◆ RAW DATA:
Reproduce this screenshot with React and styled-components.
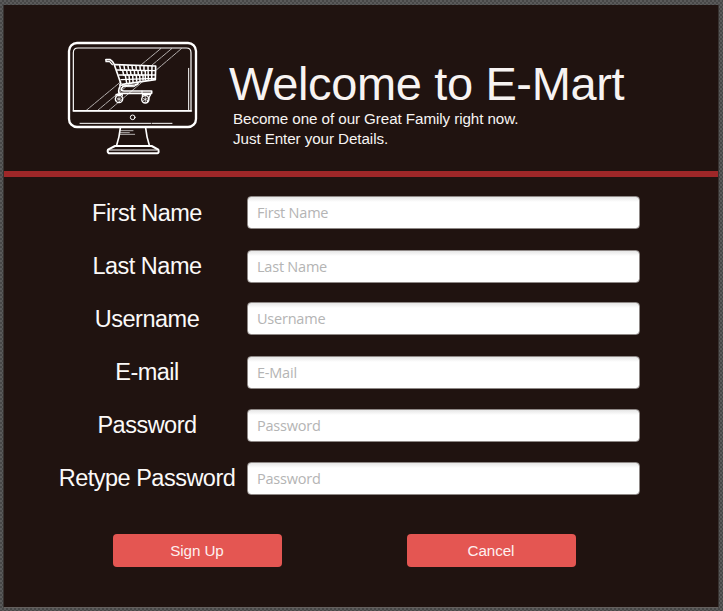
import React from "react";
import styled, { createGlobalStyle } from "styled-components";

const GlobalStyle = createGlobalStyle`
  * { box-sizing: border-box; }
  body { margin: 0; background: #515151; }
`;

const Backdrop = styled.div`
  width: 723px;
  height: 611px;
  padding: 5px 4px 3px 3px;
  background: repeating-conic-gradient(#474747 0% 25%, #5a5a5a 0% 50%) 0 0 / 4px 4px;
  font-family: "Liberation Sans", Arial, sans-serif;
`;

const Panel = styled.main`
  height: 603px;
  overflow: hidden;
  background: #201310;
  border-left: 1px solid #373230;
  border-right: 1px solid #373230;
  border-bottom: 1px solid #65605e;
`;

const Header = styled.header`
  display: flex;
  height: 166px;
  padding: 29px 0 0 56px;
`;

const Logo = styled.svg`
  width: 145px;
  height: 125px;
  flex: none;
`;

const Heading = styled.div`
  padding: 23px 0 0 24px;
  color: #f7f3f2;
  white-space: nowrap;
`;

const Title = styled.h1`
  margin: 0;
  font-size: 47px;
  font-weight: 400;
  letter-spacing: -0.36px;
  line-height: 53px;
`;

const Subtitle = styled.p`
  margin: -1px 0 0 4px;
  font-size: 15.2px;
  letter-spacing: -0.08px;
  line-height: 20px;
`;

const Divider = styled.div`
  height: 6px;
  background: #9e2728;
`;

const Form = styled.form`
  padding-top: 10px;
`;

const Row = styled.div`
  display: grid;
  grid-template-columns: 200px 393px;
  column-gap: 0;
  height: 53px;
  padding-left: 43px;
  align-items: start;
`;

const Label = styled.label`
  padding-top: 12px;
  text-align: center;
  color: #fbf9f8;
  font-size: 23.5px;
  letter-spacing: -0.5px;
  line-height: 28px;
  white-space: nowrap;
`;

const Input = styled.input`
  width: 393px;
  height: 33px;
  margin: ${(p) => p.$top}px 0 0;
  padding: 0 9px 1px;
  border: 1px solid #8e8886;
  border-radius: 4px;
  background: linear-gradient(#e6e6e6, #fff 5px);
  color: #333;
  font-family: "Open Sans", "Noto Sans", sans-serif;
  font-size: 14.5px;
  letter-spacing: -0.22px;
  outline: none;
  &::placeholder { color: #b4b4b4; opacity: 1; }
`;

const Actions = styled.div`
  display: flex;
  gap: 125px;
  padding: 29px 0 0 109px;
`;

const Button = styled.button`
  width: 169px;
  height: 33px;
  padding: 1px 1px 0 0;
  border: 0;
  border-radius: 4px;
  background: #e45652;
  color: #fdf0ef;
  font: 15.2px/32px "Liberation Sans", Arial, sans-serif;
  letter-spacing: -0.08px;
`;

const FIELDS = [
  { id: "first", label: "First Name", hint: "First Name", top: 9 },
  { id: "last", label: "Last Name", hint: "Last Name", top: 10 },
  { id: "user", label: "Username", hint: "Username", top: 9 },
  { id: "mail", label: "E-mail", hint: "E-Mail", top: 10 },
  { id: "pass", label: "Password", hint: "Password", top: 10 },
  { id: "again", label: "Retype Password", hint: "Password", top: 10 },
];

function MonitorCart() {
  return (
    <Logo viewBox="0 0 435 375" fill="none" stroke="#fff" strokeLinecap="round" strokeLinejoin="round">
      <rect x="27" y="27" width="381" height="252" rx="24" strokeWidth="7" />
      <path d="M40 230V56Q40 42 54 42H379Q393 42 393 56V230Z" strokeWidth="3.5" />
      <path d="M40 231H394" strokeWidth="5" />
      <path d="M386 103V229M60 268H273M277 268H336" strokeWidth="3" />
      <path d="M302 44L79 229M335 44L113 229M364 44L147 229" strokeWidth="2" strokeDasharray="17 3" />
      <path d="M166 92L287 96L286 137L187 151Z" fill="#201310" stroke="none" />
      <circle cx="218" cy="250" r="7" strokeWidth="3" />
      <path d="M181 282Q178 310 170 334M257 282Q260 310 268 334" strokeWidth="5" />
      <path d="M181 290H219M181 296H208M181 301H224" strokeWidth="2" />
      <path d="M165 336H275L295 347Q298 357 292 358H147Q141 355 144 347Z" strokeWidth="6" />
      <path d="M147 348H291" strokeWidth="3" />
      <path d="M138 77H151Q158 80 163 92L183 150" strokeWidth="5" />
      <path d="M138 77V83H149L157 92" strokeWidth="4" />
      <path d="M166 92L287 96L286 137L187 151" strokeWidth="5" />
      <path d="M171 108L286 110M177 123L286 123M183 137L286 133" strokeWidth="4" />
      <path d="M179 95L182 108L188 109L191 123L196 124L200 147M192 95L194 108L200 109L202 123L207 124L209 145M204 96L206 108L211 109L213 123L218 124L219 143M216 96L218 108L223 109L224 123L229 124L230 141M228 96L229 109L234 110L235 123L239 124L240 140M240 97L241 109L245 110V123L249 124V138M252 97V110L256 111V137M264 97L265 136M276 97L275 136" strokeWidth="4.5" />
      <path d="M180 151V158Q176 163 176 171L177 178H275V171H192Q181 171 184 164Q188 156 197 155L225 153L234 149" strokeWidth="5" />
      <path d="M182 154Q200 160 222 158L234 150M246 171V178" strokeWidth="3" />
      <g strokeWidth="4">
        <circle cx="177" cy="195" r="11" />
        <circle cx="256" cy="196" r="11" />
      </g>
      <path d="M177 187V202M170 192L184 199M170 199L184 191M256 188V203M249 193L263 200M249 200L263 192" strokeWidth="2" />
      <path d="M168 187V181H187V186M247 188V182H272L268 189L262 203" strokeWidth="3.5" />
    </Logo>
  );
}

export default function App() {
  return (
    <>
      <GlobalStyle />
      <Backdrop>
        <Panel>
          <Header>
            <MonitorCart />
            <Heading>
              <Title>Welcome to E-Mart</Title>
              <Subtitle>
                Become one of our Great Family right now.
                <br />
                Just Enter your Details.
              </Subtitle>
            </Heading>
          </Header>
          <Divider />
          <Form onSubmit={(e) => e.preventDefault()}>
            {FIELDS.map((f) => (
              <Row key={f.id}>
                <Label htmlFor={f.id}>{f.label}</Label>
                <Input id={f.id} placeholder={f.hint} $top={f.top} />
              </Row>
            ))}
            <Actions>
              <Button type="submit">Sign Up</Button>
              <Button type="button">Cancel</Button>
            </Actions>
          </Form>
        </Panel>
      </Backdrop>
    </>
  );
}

◆ YOUR OBJECTIVE: Choose all lines containing the string "components" and copy them out.

◆ FINISHED TASK:
Reproduce this screenshot with React and styled-components.
import styled, { createGlobalStyle } from "styled-components";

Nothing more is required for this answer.